Running offshore pirate radio stations was expensive enough that the authorities were eventually able to shut them down by passing laws that cut off the flow of advertising dollars. Controlling unauthorized transmissions could be much more challenging in a future where every wireless router and cell phone has a software-defined radio chip waiting to be jailbroken. The power of governments to control the airwaves could be undermined in much the same way that the Internet, and software like BitTorrent, has undermined the government’s power to control the distribution of copyrighted works.

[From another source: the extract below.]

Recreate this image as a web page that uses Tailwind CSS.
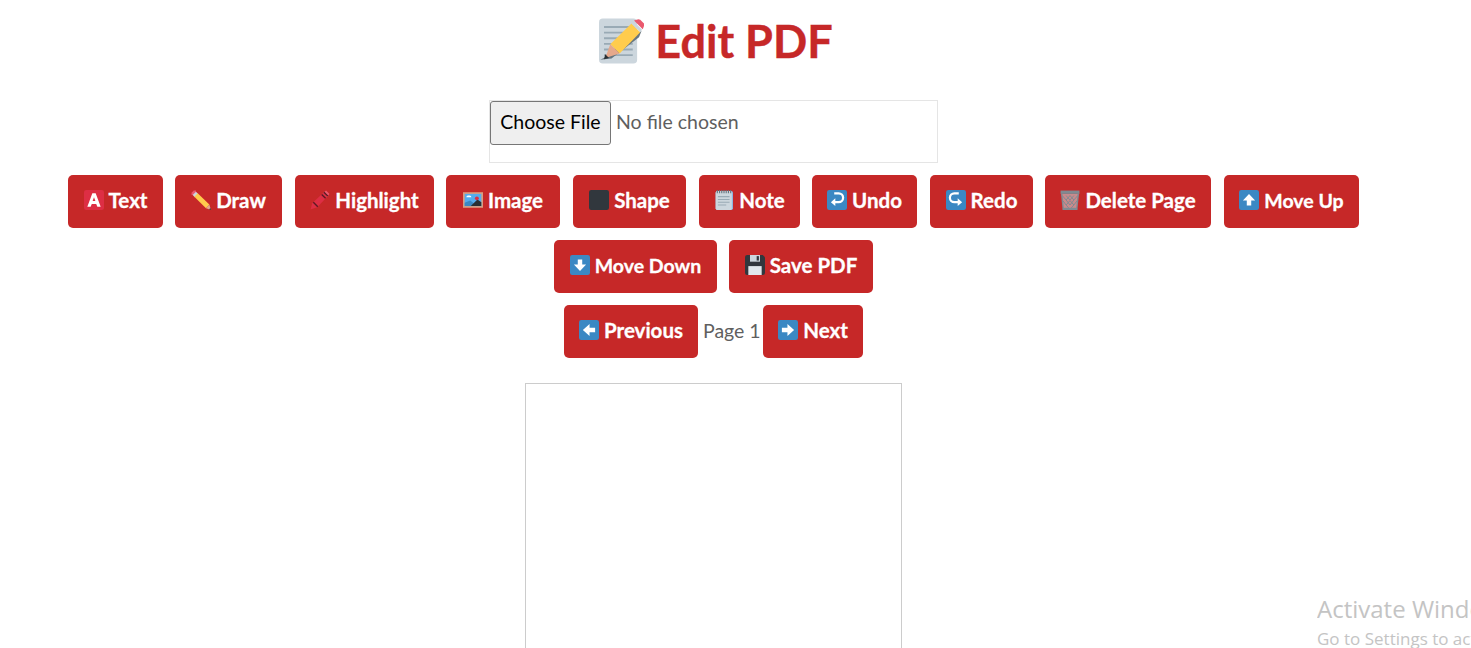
<!DOCTYPE html>
<html><head><meta charset="utf-8"><script src="https://cdn.jsdelivr.net/npm/@tailwindcss/browser@4"></script></head>
<body class="bg-white overflow-hidden">
<main class="w-[1427px] h-[648px] overflow-hidden flex flex-col items-center font-['Lato','Liberation_Sans',sans-serif]">
<h1 class="h-[100px] pt-[14px] flex items-start gap-[11px] ml-[5px] text-[#c62828] text-[45px] leading-[54px] font-bold [-webkit-text-stroke:0.4px_#c62828] shrink-0">
<svg class="w-[45px] h-[46px] mt-[4px]" viewBox="0 0 36 36"><rect y="0" width="30.500" height="36" rx="3" fill="#ccd6dd"/><path d="M4 6h23v1.500H4zM4 10.500h23V12H4zM4 15h23v1.500H4zM4 19.500h23V21H4zM4 24h23v1.500H4zM4 28.500h23V30H4z" fill="#99aab5"/><path d="M5 31l19-17 10-4-2 5-22 17-9 1z" fill="#66757f"/><path d="M9 20.500L26 4l7 7-16.500 17z" fill="#ffcc4d"/><path d="M9 20.500l7.500 7.500L5 31.500z" fill="#e6a88b"/><path d="M4 32.500l1-4 3 3z" fill="#292f33"/><path d="M26 4l7 7 1.500-2-7-7z" fill="#ccd6dd"/><path d="M28 1.500l7 7 1-2.500a3 3 0 000-2l-3-3a3 3 0 00-3 0z" fill="#ea596e"/></svg>
<span>Edit PDF</span></h1>
<div class="w-[449px] h-[63px] border border-[#e5e5e5] flex items-start shrink-0">
<span class="h-[44px] w-[121px] rounded-[3px] border border-[#767676] bg-[#efefef] text-black text-[19.500px] pb-[2px] flex items-center justify-center">Choose File</span>
<span class="ml-[5px] mt-[8px] text-[19.500px] leading-[26px] text-[#5f5f5f]">No file chosen</span>
</div>
<div class="mt-[12px] flex gap-x-3 h-[53px] text-white text-[20.500px] font-bold [-webkit-text-stroke:0.3px_#fff] shrink-0">
<button class="w-[95px] h-[53px] pb-[2px] rounded-[5px] bg-[#c62828] flex items-center justify-center gap-[5px]"><svg class="w-5 h-5 mb-px" viewBox="0 0 36 36"><rect width="36" height="36" rx="4" fill="#dd2e44"/><path d="M15 6h6l9 24h-6l-2-5h-8l-2 5H6zm3 7l-2.500 7h5z" fill="#fff" fill-rule="evenodd" stroke="none"/></svg>Text</button>
<button class="w-[107px] h-[53px] pb-[2px] rounded-[5px] bg-[#c62828] flex items-center justify-center gap-[5px]"><svg class="w-5 h-5 mb-px" viewBox="0 0 36 36"><path d="M1 5l4-4 4 0 0 4-4 4-4 0z" fill="#ea596e"/><path d="M3 9l6-6 4 4-6 6z" fill="#ccd6dd"/><path d="M6 12l6-6 21 20-6 7z" fill="#ffcc4d"/><path d="M27 33l6-7 3 10z" fill="#e6a88b"/><path d="M32.500 35l2.500-2.500 1 3.500z" fill="#292f33"/></svg>Draw</button>
<button class="ml-px w-[139px] h-[53px] pb-[2px] rounded-[5px] bg-[#c62828] flex items-center justify-center gap-[5px]"><svg class="w-5 h-5 mb-px" viewBox="0 0 36 36"><path d="M1 35l3-11L24 5l7 7-18 19z" fill="#dd2e44"/><path d="M24 5l5-4 6 6-4 5z" fill="#ea596e"/><path d="M6 22l8 8M21 8l7 7M25 4l7 7" stroke="#5c1a22" stroke-width="2.500"/></svg>Highlight</button>
<button class="w-[114px] h-[53px] pb-[2px] rounded-[5px] bg-[#c62828] flex items-center justify-center gap-[5px]"><svg class="w-5 h-5 mb-px" viewBox="0 0 36 36"><rect y="4" width="36" height="28" fill="#d99e82"/><rect x="3" y="7" width="30" height="22" fill="#55acee"/><path d="M3 29v-6l10-4 13 10z" fill="#3b88c3"/><path d="M14 29l12-12 7 5v7z" fill="#292f33"/><circle cx="25" cy="15" r="3.500" fill="#dd2e44"/><path d="M6 13a3 3 0 013-3h3a3 3 0 013 3z" fill="#fff"/></svg>Image</button>
<button class="ml-px w-[113px] h-[53px] pb-[2px] rounded-[5px] bg-[#c62828] flex items-center justify-center gap-[5px]"><svg class="w-5 h-5 mb-px" viewBox="0 0 36 36"><rect width="36" height="36" rx="4" fill="#31373d"/></svg>Shape</button>
<button class="ml-px w-[101px] h-[53px] pb-[2px] rounded-[5px] bg-[#c62828] flex items-center justify-center gap-[5px]"><svg class="w-5 h-5 mb-px" viewBox="0 0 36 36"><rect x="3" y="2" width="31" height="34" rx="3" fill="#88c9f9"/><rect x="3" y="2" width="29" height="34" rx="3" fill="#ccd6dd"/><path d="M7 11h21v2H7zM7 16h21v2H7zM7 21h21v2H7zM7 26h15v2H7z" fill="#99aab5"/><path d="M6 0v6M10 0v6M14 0v6M18 0v6M22 0v6M26 0v6M30 0v6" stroke="#66757f" stroke-width="2"/></svg>Note</button>
<button class="w-[105px] h-[53px] pb-[2px] rounded-[5px] bg-[#c62828] flex items-center justify-center gap-[5px]"><svg class="w-5 h-5 mb-px" viewBox="0 0 36 36"><rect width="36" height="36" rx="4" fill="#3b88c3"/><path d="M13 6h8a8 8 0 010 16h-8" fill="none" stroke="#fff" stroke-width="4"/><path d="M15 15v14l-8-7z" fill="#fff"/></svg>Undo</button>
<button class="ml-px w-[103px] h-[53px] pb-[2px] rounded-[5px] bg-[#c62828] flex items-center justify-center gap-[5px]"><svg class="w-5 h-5 mb-px" viewBox="0 0 36 36"><rect width="36" height="36" rx="4" fill="#3b88c3"/><path d="M23 6h-8a8 8 0 000 16h8" fill="none" stroke="#fff" stroke-width="4"/><path d="M21 15v14l8-7z" fill="#fff"/></svg>Redo</button>
<button class="w-[166px] h-[53px] pb-[2px] rounded-[5px] bg-[#c62828] flex items-center justify-center gap-[5px]"><svg class="w-5 h-5 mb-px" viewBox="0 0 36 36"><path d="M3 7h30l-3 29H6z" fill="#c98a8c"/><path d="M4 10l7 8 7-8 7 8 7-8M5 19l6 8 7-8 7 8 6-8M11 10l7 8 7-8M11 27l7 8 7-8M11 18l7 9 7-9" stroke="#808a92" stroke-width="1.800" fill="none"/><path d="M3 7L6 36M33 7L30 36" stroke="#808a92" stroke-width="2.500"/><rect x="1" y="1" width="34" height="6" fill="#808a92"/><rect x="5" y="32" width="26" height="4" fill="#808a92"/></svg>Delete Page</button>
<button class="ml-px w-[135px] h-[53px] pb-[2px] rounded-[5px] bg-[#c62828] text-[19.500px] flex items-center justify-center gap-[5px]"><svg class="w-5 h-5 mb-px" viewBox="0 0 36 36"><rect width="36" height="36" rx="4" fill="#3b88c3"/><path d="M18 7l11 12h-7v9h-8v-9H7z" fill="#fff"/></svg>Move Up</button>
</div>
<div class="mt-[12px] flex gap-x-[12px] h-[53px] text-white text-[20.500px] font-bold [-webkit-text-stroke:0.3px_#fff] shrink-0">
<button class="w-[163px] h-[53px] pb-[2px] rounded-[5px] bg-[#c62828] text-[19.500px] flex items-center justify-center gap-[5px]"><svg class="w-5 h-5 mb-px" viewBox="0 0 36 36"><rect width="36" height="36" rx="4" fill="#3b88c3"/><path d="M18 29L7 17h7V8h8v9h7z" fill="#fff"/></svg>Move Down</button>
<button class="w-[144px] h-[53px] pb-[2px] rounded-[5px] bg-[#c62828] flex items-center justify-center gap-[5px]"><svg class="w-5 h-5 mb-px" viewBox="0 0 36 36"><path d="M4 0h28l4 4v28a4 4 0 01-4 4H4a4 4 0 01-4-4V4a4 4 0 014-4z" fill="#31373d"/><rect x="6" y="20" width="24" height="16" fill="#e1e8ed"/><rect x="9" y="0" width="18" height="12" fill="#ccd6dd"/><rect x="21" y="2" width="4" height="8" fill="#31373d"/></svg>Save PDF</button>
</div>
<div class="mt-[12px] flex items-center gap-x-[4px] h-[53px] text-[20.500px] shrink-0">
<button class="w-[134px] h-[53px] pb-[2px] rounded-[5px] bg-[#c62828] text-white font-bold [-webkit-text-stroke:0.3px_#fff] flex items-center justify-center gap-[5px]"><svg class="w-5 h-5 mb-px" viewBox="0 0 36 36"><rect width="36" height="36" rx="4" fill="#3b88c3"/><path d="M7 18l12-11v7h10v8H19v7z" fill="#fff"/></svg>Previous</button>
<span class="w-[57px] pl-px pb-[2px] whitespace-nowrap text-center text-[19.500px] text-[#5f5f5f]">Page 1</span>
<button class="w-[100px] h-[53px] pb-[2px] rounded-[5px] bg-[#c62828] text-white font-bold [-webkit-text-stroke:0.3px_#fff] flex items-center justify-center gap-[5px]"><svg class="w-5 h-5 mb-px" viewBox="0 0 36 36"><rect width="36" height="36" rx="4" fill="#3b88c3"/><path d="M29 18L17 7v7H7v8h10v7z" fill="#fff"/></svg>Next</button>
</div>
<div class="mt-[25px] w-[377px] h-[300px] border border-[#ccc] shrink-0"></div>
</main>
<div class="absolute left-[1317px] top-[594px] w-[154px] h-[54px] overflow-hidden whitespace-nowrap text-[#c4c4c4] font-['Open_Sans',sans-serif]"><p class="text-[24px] leading-[30px]">Activate Windows</p><p class="text-[17px] leading-[29px]">Go to Settings to activate Windows.</p></div>
</body></html>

“If you look at the Internet right now, 4Chan is not going away,” Wollesen said, referring to the website that gave birth to Anonymous and other troublemakers. “At the same time, it hasn’t spelled the downfall of the Internet. It’s an impetus to make the Internet more robust against these problems.” He told us that a similarly adaptive approach will be needed to deal with the new challenges that could be created by software radio.
Fortunately, software-defined radio technology will provide powerful tools to deal with a more anarchic electromagnetic spectrum. It will allow the development of smart transceivers with greater capacity to adapt to or cut through clutter.
More importantly, software-defined radio has the potential to dramatically accelerate the pace of innovation in radio technologies. Just as the PC ushered in a dramatic increase in the pace of software innovation, so the proliferation of software-defined radio hardware will allow many more people to build and experiment with new ways of communicating wirelessly.